I believe my colleagues were trying to say that I shouldn't pay the balloon payment because the car won't be worth the balloon payment, however I think it would be. It is a 3.5-year-old Aygo, higher spec with the alloys, the SatNav and the rear-view camera, automatic, with 1.5 years of warranty left and with about 30,000 miles on the clock - I think that's a good deal for £4,432.
Again, thank you for your advice.0 -
There is a handful of 2016 Aygos on Autotrader which aren't write-offs...
https://www.autotrader.co.uk/car-search?sort=relevance&radius=1500&onesearchad=Used&make=TOYOTA&model=AYGO&price-from=4000&price-to=4500&year-from=2016&exclude-writeoff-categories=on
One entry-spec 46k
One entry-spec 51k
One entry-spec 76k
One one-step-up-from-entry-spec, auto 100k
The ones that are similar to yours are indeed substantially more.0 -
Yes, that's what I observed as well.
I will be keeping it. Thank you a lot for your advice.0 -
Hello,
I am looking for a bit of advice on whether or not to pay the final payment of my PCP deal.
Here is a bit of a background:
I bought a Toyota Aygo (automatic, with Sat Nav) in April 2017 on a 42-month PCP deal, 0% APR with Toyota Finance.

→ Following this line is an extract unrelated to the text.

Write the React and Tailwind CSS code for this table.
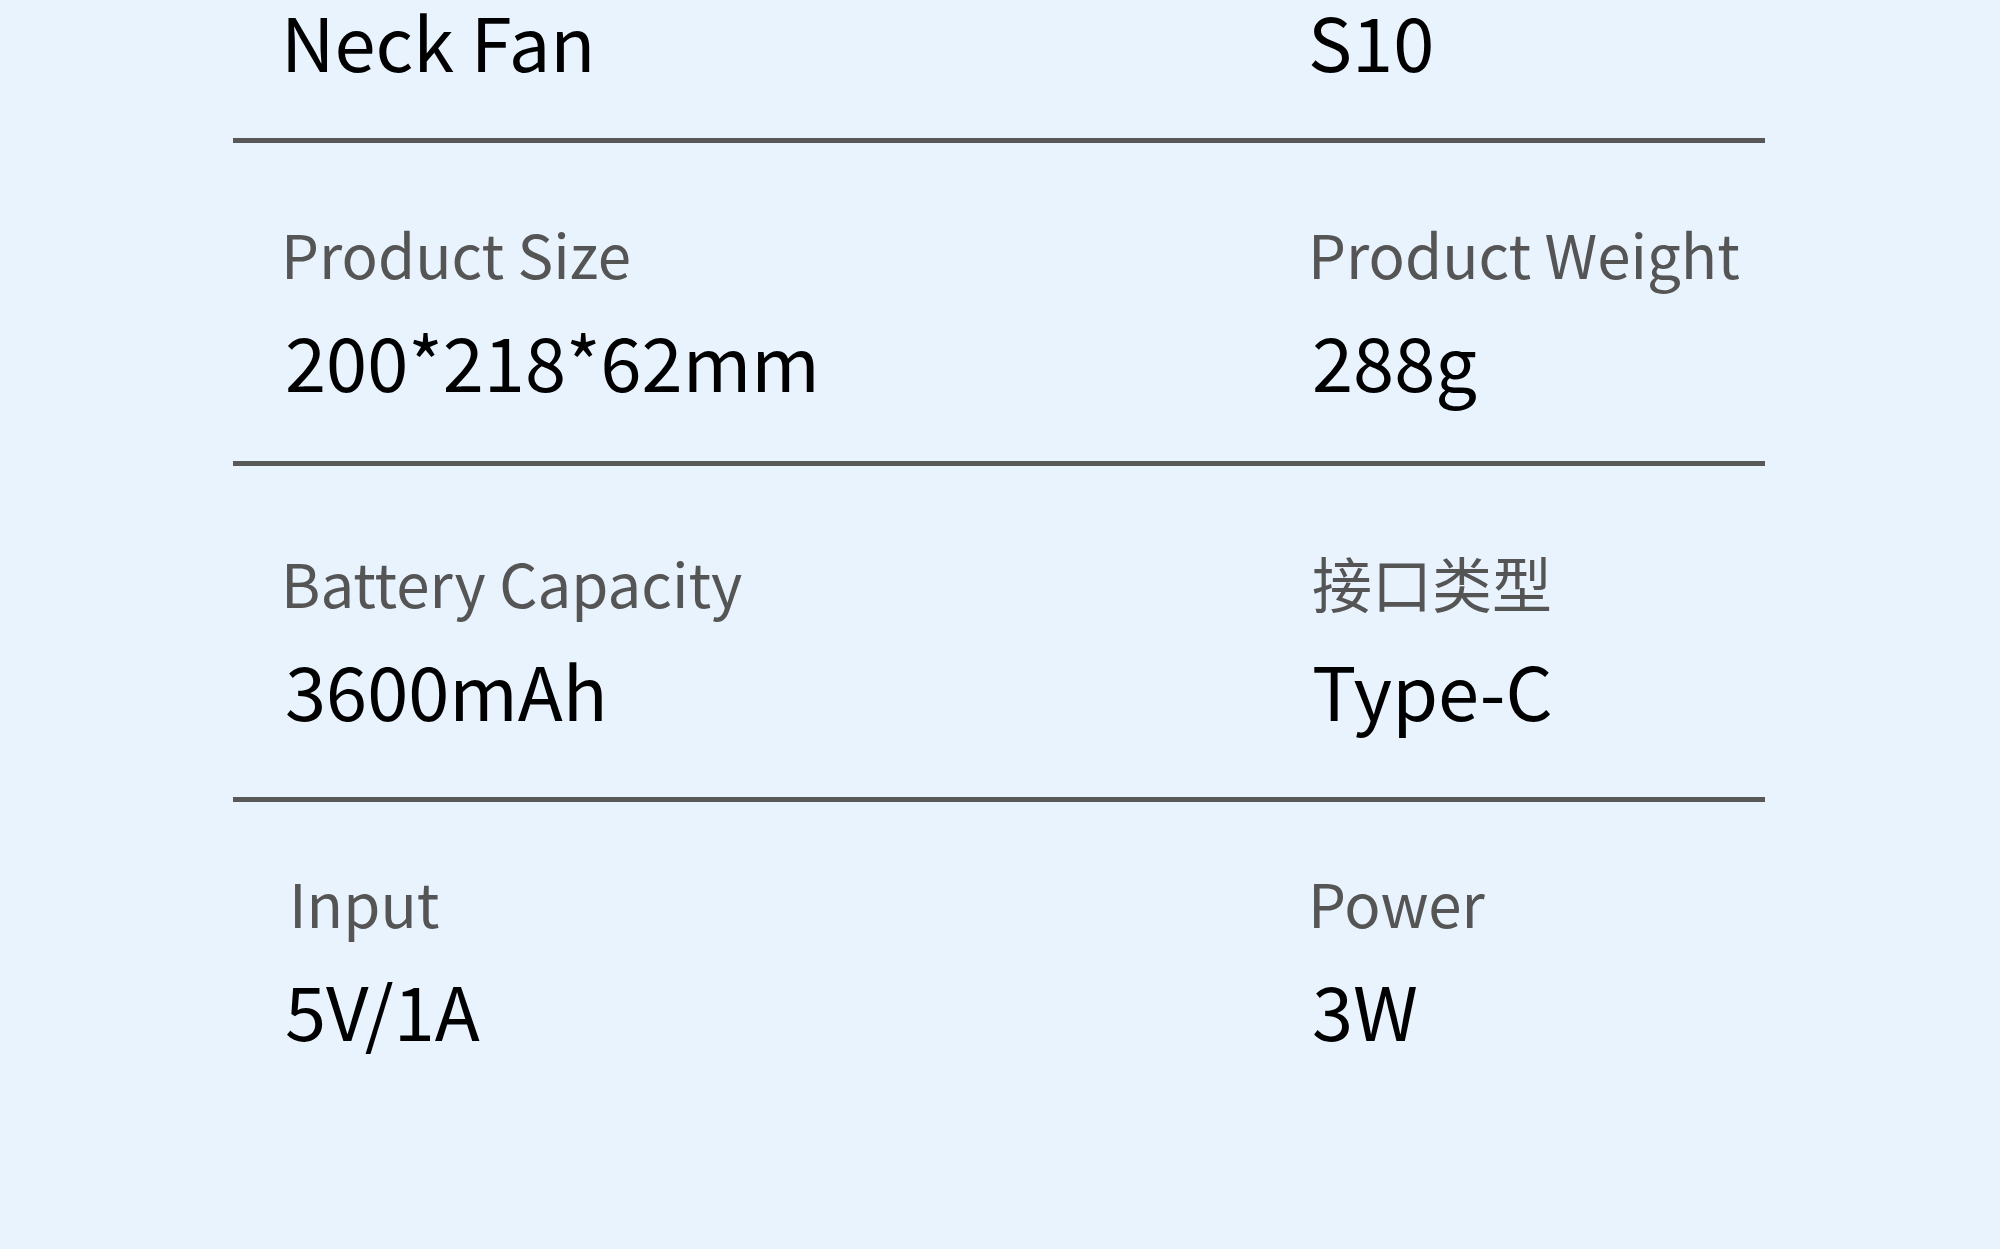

I paid £600 deposit and my monthly payments are around £190.
In October 2020, the final payment will be about £4,430.
I have been advised that at the end of the agreement I have three options:
- Pay the payment and own the car;
- Give back the car and walk away;
- If the car is worth more than the payment, part-exchange.
I have been told by colleagues who know about that sort of stuff that I shouldn't pay the final payment and own the car, I should instead part-exchange.
However, I feel like it would be a really good deal to have a 3.5-year-old Toyota Aygo for £4,430. It will still have 1.5 years warranty. I see them advertised on AutoTrader for over £7,000 with similar age, mileage and spec. (Whether someone buys them, a different question I suppose.)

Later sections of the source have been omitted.